In some cases, what you trap are sound waves in a fluid, rather than light. I should add here that “sound waves” in physics don’t necessarily have something to do with what you can hear. They are just periodic density changes, like the sound you can hear, but not necessarily something your ears can detect.

You can trap sounds waves in a similar way to how a black hole traps light. This can happen if a fluid flows faster than the sound speed in that fluid. You see, in this case there’s some region from within which the sound waves can’t escape.

Those fluids aren’t really black holes of course, they don’t actually trap light. But they affect sound very much like real black holes affect light. If you want to observe Hawking radiation in such fluids, they need to have quantum properties, so in practice one uses superfluids. Another way to create a black hole analogue it is with solids in which the speed of light changes from one place to another.

And those analogue black holes can be used to amplify radiation too. It works a little differently than the amplifications we already discussed because one needs two horizons, but the outcome is pretty much the same: you send in radiation with some energy, and get out radiation with more energy. Of course the total energy is conserved, you take that from the background field which is the analogy for the black hole. This radiation which you amplify isn’t necessarily light, as I said it could be sound waves, but it’s an “amplified stimulated emission”, which is why this is called a black hole laser.

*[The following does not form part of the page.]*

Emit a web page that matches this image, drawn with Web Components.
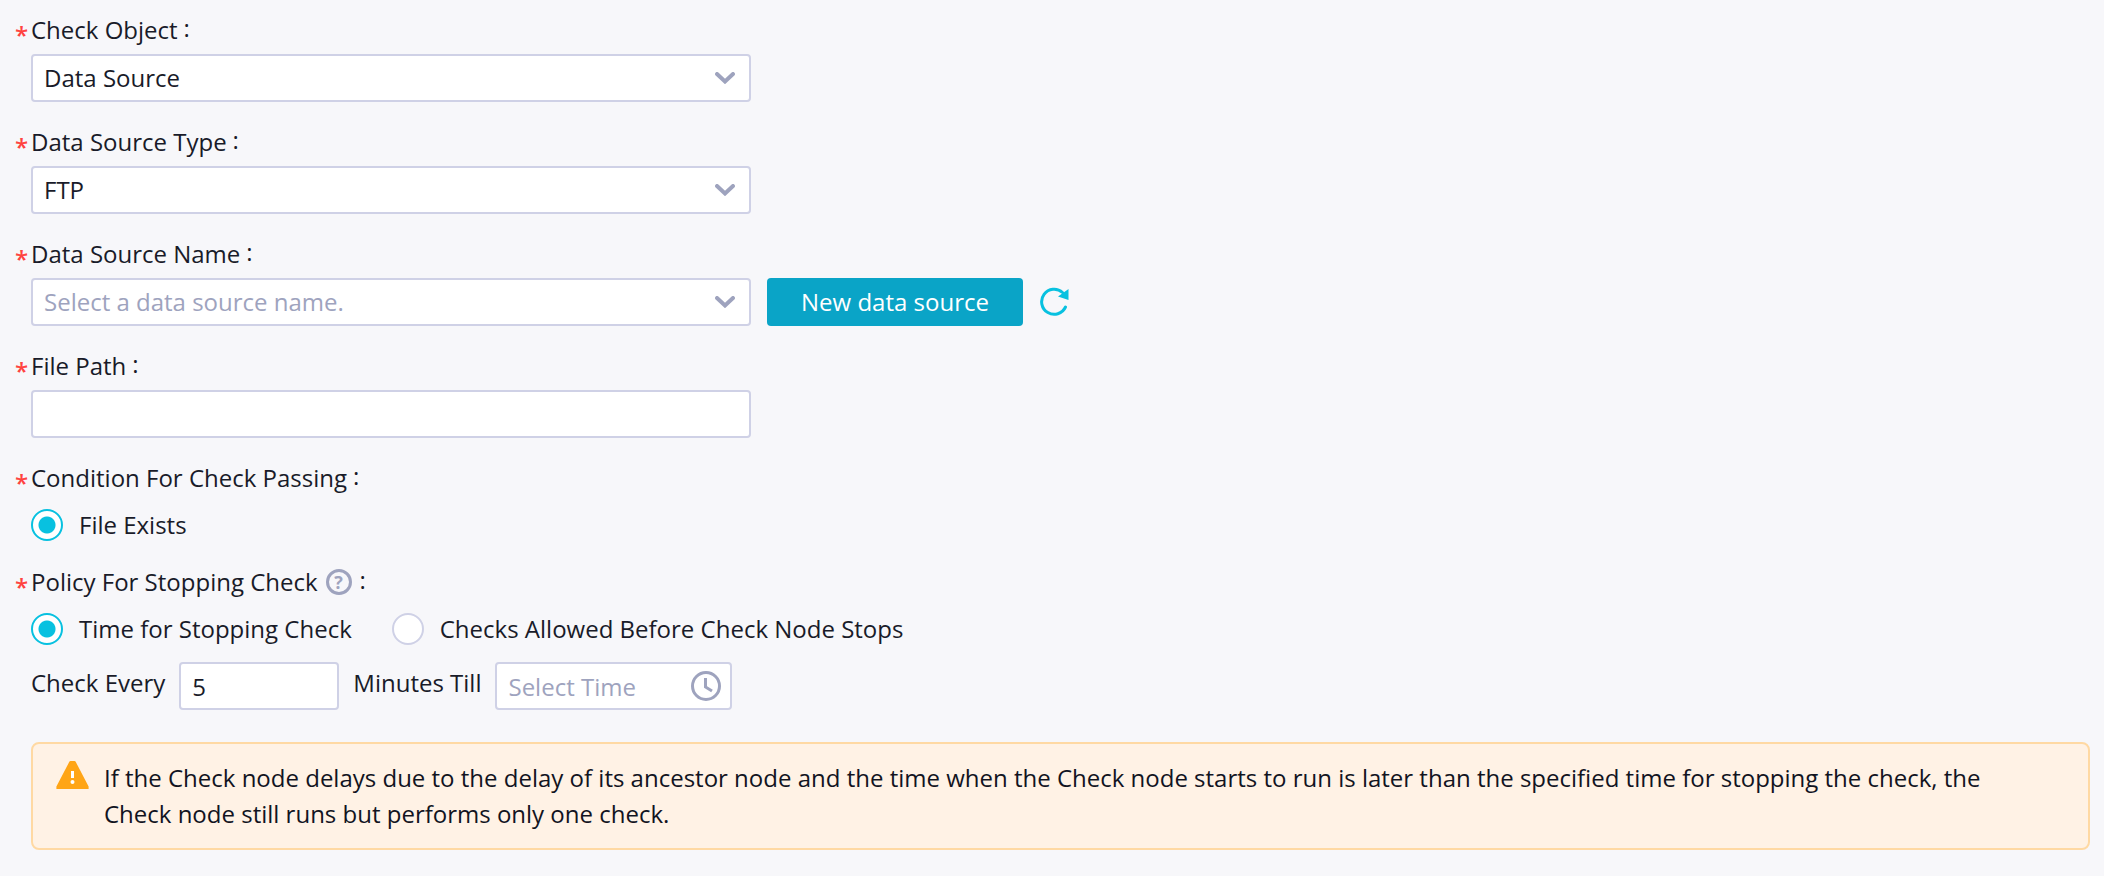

Black hole lasers aren’t just a theoretical speculation. It’s reasonably well confirmed that analogue black holes actually act much like real black holes and do indeed emit Hawking radiation. And there have been claims that black hole lasing has been observed as well. It has remained somewhat controversial exactly what the experiment measured, but either way it shows that black hole lasers are within experimental reach. They’re basically a new method to amplify radiation. This isn’t going to result in new technology in the near future, but it serves to show that speculations about what we could do with black holes aren’t as far removed from reality as you may have thought.